Writing for TomDispatch, historian Alfred McCoy offers a disturbing prognosis (see here as well) of America’s near-term future:

A soft landing for America 40 years from now? Don’t bet on it. The demise of the United States as the global superpower could come far more quickly than anyone imagines. If Washington is dreaming of 2040 or 2050 as the end of the American Century, a more realistic assessment of domestic and global trends suggests that in 2025, just 15 years from now, it could all be over except for the shouting.

Despite the aura of omnipotence most empires project, a look at their history should remind us that they are fragile organisms. So delicate is their ecology of power that, when things start to go truly bad, empires regularly unravel with unholy speed: just a year for Portugal, two years for the Soviet Union, eight years for France, 11 years for the Ottomans, 17 years for Great Britain, and, in all likelihood, 22 years for the United States, counting from the crucial year 2003.

Future historians are likely to identify the Bush administration’s rash invasion of Iraq in that year as the start of America’s downfall. However, instead of the bloodshed that marked the end of so many past empires, with cities burning and civilians slaughtered, this twenty-first century imperial collapse could come relatively quietly through the invisible tendrils of economic collapse or cyberwarfare.

But have no doubt: when Washington’s global dominion finally ends, there will be painful daily reminders of what such a loss of power means for Americans in every walk of life. As a half-dozen European nations have discovered, imperial decline tends to have a remarkably demoralizing impact on a society, regularly bringing at least a generation of economic privation. As the economy cools, political temperatures rise, often sparking serious domestic unrest.

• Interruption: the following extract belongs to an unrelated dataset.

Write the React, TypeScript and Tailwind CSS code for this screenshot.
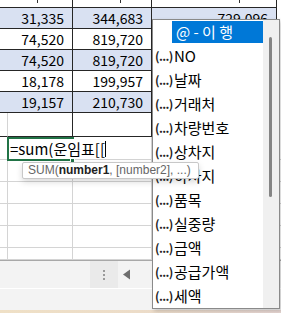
const ink = 'border-[#262626]'

const tableRows = [
  { a: '31,335', b: '344,683', c: '729,096', shaded: true },
  { a: '74,520', b: '819,720', c: '', shaded: false },
  { a: '74,520', b: '819,720', c: '', shaded: true },
  { a: '18,178', b: '199,957', c: '', shaded: false },
  { a: '19,157', b: '210,730', c: '', shaded: true },
]

const fields = ['NO', '날짜', '거래처', '차량번호', '상차지', '하차지', '품목', '실중량', '금액', '공급가액', '세액']

function TableRow({ a, b, c, shaded }: { a: string; b: string; c: string; shaded: boolean }) {
  const bg = shaded ? 'bg-[#d9e1f2]' : 'bg-white'
  return (
    <div className="grid grid-cols-[73px_79px_125px_4px] h-[21px] text-[14px] leading-[20px] text-black">
      <div className={`${bg} border-b border-r ${ink} text-right pr-[8px]`}>{a}</div>
      <div className={`${bg} border-b border-r ${ink} text-right pr-[8px]`}>{b}</div>
      <div className={`${bg} border-b border-r ${ink} text-right pr-[8px]`}>{c}</div>
      <div className="bg-white" />
    </div>
  )
}

function GridRow({ h }: { h: string }) {
  return (
    <div className={`grid grid-cols-[8px_65px_79px_125px_4px] ${h}`}>
      <div className="border-b border-r border-[#d4d4d4]" />
      <div className="border-b border-r border-[#d4d4d4]" />
      <div className="border-b border-r border-[#d4d4d4]" />
      <div className="border-b border-r border-[#d4d4d4]" />
      <div className="border-b border-[#d4d4d4]" />
    </div>
  )
}

function Tick({ mr }: { mr: string }) {
  return (
    <div className="flex justify-end items-start">
      <div className={`w-[1px] h-[3px] bg-[#333] ${mr}`} />
    </div>
  )
}

export default function App() {
  return (
    <div className="relative w-[281px] h-[313px] overflow-hidden bg-white font-['Noto_Sans_CJK_KR',sans-serif]">
      {/* sheet */}
      <div className="flex flex-col h-[260px]">
        <div className="grid grid-cols-[73px_79px_125px_4px] h-[8px]">
          <div className={`border-b border-r ${ink}`}><Tick mr="mr-[34px]" /></div>
          <div className={`border-b border-r ${ink}`}><Tick mr="mr-[30px]" /></div>
          <div className={`border-b border-r ${ink}`}><Tick mr="mr-[36px]" /></div>
          <div />
        </div>
        {tableRows.map((r, i) => (
          <TableRow key={i} {...r} />
        ))}
        <div className="grid grid-cols-[8px_65px_79px_125px_4px] h-[24px]">
          <div className={`border-b ${ink} border-r-[#d4d4d4] border-r`} />
          <div className={`border-b border-r ${ink}`} />
          <div className={`border-b border-r ${ink}`} />
          <div className={`border-b border-r ${ink}`} />
          <div />
        </div>
        {/* formula row */}
        <div className="grid grid-cols-[8px_65px_79px_125px_4px] h-[23px]">
          <div className="border-b border-r border-[#d4d4d4]" />
          <div className="border-b border-[#d4d4d4]" />
          <div className="border-b border-r border-[#d4d4d4]" />
          <div className="border-b border-r border-[#d4d4d4]" />
          <div className="border-b border-[#d4d4d4]" />
        </div>
        <GridRow h="h-[22px]" />
        <GridRow h="h-[22px]" />
        <GridRow h="h-[22px]" />
        <GridRow h="h-[22px]" />
        <GridRow h="h-[12px]" />
      </div>

      {/* sheet tabs / status */}
      <div className="h-[1px] bg-[#a8a8a8]" />
      <div className="h-[27px] bg-[#f3f3f3] flex items-stretch pl-[90px]">
        <div className="w-[28px] bg-[#eaeaea] flex flex-col items-center justify-center gap-[2px]">
          <div className="w-[2px] h-[2px] bg-[#9a9a9a]" />
          <div className="w-[2px] h-[2px] bg-[#9a9a9a]" />
          <div className="w-[2px] h-[2px] bg-[#9a9a9a]" />
        </div>
        <div className="flex items-center pl-[4px]">
          <svg width="9" height="11" viewBox="0 0 9 11">
            <path d="M8 0.5 L8 10.5 L1 5.5 Z" fill="#6e6e6e" />
          </svg>
        </div>
      </div>
      <div className="h-[1px] bg-white" />
      <div className="h-[21px] bg-[#f3f3f3]" />
      <div className="h-[3px] bg-gradient-to-r from-[#efe0c6] via-[#ecdcc8] to-[#e6d6d2]" />

      {/* active cell */}
      <div className="absolute left-[7px] top-[137px] w-[67px] h-[24px] border-2 border-[#217346] z-20" />
      <div className="absolute left-[70px] top-[158px] w-[5px] h-[5px] bg-[#217346] border border-white z-20" />

      {/* in-cell edit box */}
      <div className="absolute left-[9px] top-[139px] h-[19px] pr-[2px] bg-white z-30 whitespace-nowrap text-[15px] leading-[19px] text-black flex items-center">
        <span className="pl-[1px]">=sum(운임표[[</span>
        <span className="w-[1px] h-[16px] bg-black" />
      </div>

      {/* autocomplete list */}
      <div className="absolute left-[152px] top-[19px] w-[128px] h-[290px] bg-white border border-[#8a8a8a] shadow-[2px_2px_4px_rgba(0,0,0,0.18)] flex overflow-hidden z-30">
        <div className="w-[110px] flex flex-col">
          <div className="h-[24px] pt-[1px] pl-[19px]">
            <div className="h-[22px] bg-[#0078d7] text-white text-[15px] leading-[22px] pl-[4px] whitespace-nowrap">@ - 이 행</div>
          </div>
          {fields.map(f => (
            <div key={f} className="h-[24px] flex items-center pl-[2px] whitespace-nowrap text-black">
              <span className="w-[19px] text-[12px] font-semibold tracking-[-0.6px] text-[#222]">(...)</span>
              <span className="text-[15px] leading-[22px]">{f}</span>
            </div>
          ))}
        </div>
        <div className="flex-1 bg-[#f0f0f0] pl-[6px] pt-[17px]">
          <div className="w-[3px] h-[160px] rounded-full bg-[#858585]" />
        </div>
      </div>

      {/* function tooltip */}
      <div className="absolute left-[22px] top-[162px] w-[177px] h-[17px] bg-white border border-[#c8c8c8] rounded-[2px] shadow-[0_3px_6px_rgba(0,0,0,0.15)] pl-[5px] text-[12px] leading-[15px] text-[#666] whitespace-nowrap font-['Liberation_Sans',sans-serif] z-40">
        SUM(<b className="text-[#222]">number1</b>, [number2], ...)
      </div>
    </div>
  )
}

McCoy’s essay is a long one, and the whole of it is worth reading if for no other reason than for the interested reader to experience the clarity, realism and good sense present within his analysis, an experience which contrasts nicely with the shock commonly produced by the talk and deeds performed by the arrogant madmen and women who make up America’s ‘natural aristocracy’. Empires, to be sure, are seldom happy, and not one has proven to be eternal. They tend to end unhappily, usually as a result of a war. The City on the Hill — God’s Country — will share in that common fate, and McCoy’s essay only depicts a feasible future that would render that fate actual.

As for myself, I mostly wonder about (fear!) the kind of political system our natural aristocrats, conceited as we know them to be, will produce once they realize they are global anachronisms and worthless in their homeland. I bet the next polity will not be a democracy!